Task description:
In the material below, identify each line bearing the word "styled". Reproduce those lines.

● ● ● ● ● ● ●

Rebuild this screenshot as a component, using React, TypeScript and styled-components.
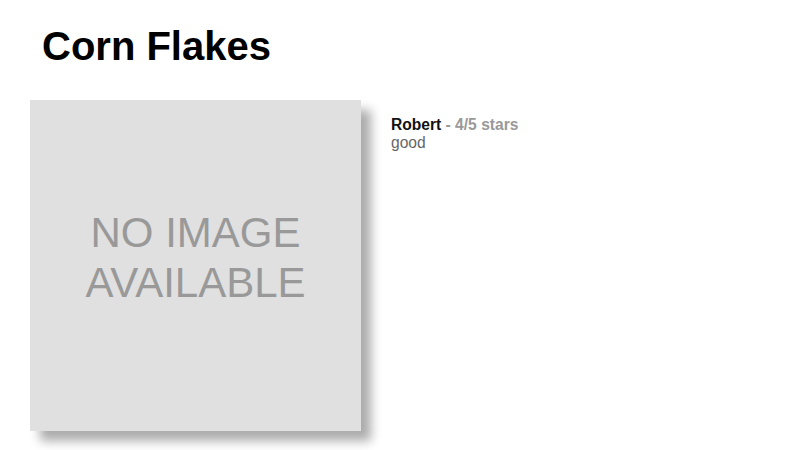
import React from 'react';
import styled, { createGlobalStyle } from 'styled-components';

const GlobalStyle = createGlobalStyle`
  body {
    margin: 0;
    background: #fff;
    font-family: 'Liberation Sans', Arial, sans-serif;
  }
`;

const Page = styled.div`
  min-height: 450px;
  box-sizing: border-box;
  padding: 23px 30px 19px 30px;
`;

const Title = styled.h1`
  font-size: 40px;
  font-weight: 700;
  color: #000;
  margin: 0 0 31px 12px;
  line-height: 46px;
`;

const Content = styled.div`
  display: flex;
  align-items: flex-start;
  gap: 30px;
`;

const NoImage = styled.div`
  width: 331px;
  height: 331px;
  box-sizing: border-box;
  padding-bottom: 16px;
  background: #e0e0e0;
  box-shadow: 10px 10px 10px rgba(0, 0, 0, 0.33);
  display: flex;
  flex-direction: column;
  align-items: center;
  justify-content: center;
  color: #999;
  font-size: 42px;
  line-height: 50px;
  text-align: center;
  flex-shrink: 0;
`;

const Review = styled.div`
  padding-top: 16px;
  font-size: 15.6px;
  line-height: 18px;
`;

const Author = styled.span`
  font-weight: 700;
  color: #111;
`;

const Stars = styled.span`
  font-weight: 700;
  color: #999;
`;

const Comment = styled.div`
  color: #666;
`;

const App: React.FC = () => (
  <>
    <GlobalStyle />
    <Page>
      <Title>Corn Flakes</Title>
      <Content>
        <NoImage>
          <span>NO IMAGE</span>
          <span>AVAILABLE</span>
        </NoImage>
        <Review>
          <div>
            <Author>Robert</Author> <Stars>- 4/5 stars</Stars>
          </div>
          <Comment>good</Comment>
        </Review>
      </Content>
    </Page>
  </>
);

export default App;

● ● ● ● ● ● ●

Result for this exercise:
Rebuild this screenshot as a component, using React, TypeScript and styled-components.
import styled, { createGlobalStyle } from 'styled-components';
const Page = styled.div`
const Title = styled.h1`
const Content = styled.div`
const NoImage = styled.div`
const Review = styled.div`
const Author = styled.span`
const Stars = styled.span`
const Comment = styled.div`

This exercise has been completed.